On a purely practical level, having those how-to-vote stations set up at each booth provides an environment which better supports the fundraising mini-fetes that most schools operate on polling day. They also are, or usually are, conducted in quite a positive tone. The many stalls and posters and the lively debate of the canvassers also help to create a carnival of democracy on federal election day. By comparison, ACT election day is a more furtive, low-key, very dull and embarrassed affair. We should be encouraging involvement in the political process by allowing canvassers as close as six metres, as they are at federal elections.

As an addendum, I had circulated a draft amendment which would have set up a system of supplying how-to-vote advice inside the polling booths to voters, free of the argy-bargy that goes on outside. This could be as simple as supplying a few folders which contain how-to-vote information from any candidate who wished to supply it to the Electoral Commission prior to election day and making those folders available to look at in the polling station. However, I could discern no interest in the proposal from either major party and, while I have no doubt it would be simple enough to find a workable way to do it, I could see that there was no point on this occasion in pursuing the notion. And this one, of course, would have really been a saver of paper.

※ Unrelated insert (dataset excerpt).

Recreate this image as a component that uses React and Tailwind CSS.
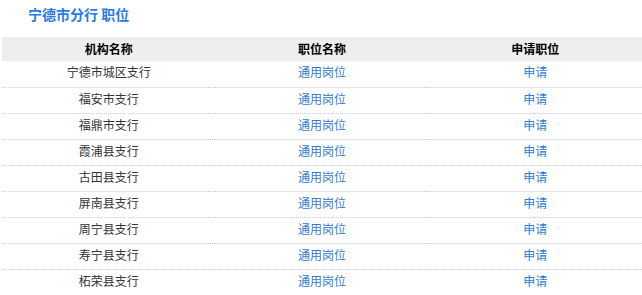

MR CORBELL (Molonglo—Attorney-General, Minister for Police and Emergency Services) (12.45 am): I would say to Dr Foskey that brevity is a virtue. The government intends to oppose Dr Foskey’s proposed amendment to remove the 100-metre ban on canvassing at polling places. This change would fundamentally alter the nature of the ACT’s Hare-Clark system, which is intended to combine the Robson rotation method of printing candidates’ names on ballot papers with limits on canvassing at polling places in order to empower voters to elect candidates of their own choosing rather than those that may be recommended through canvassing immediately prior to voters entering a polling place.

All I would say in addition to that is that this really would potentially undermine the use of the Hare-Clark system and it would lead to a situation where we could see a push to reinstate a ticket vote endorsed by parties. The Labor Party does not support that, but we believe that going down this road opens up that prospect and we are not prepared to support that.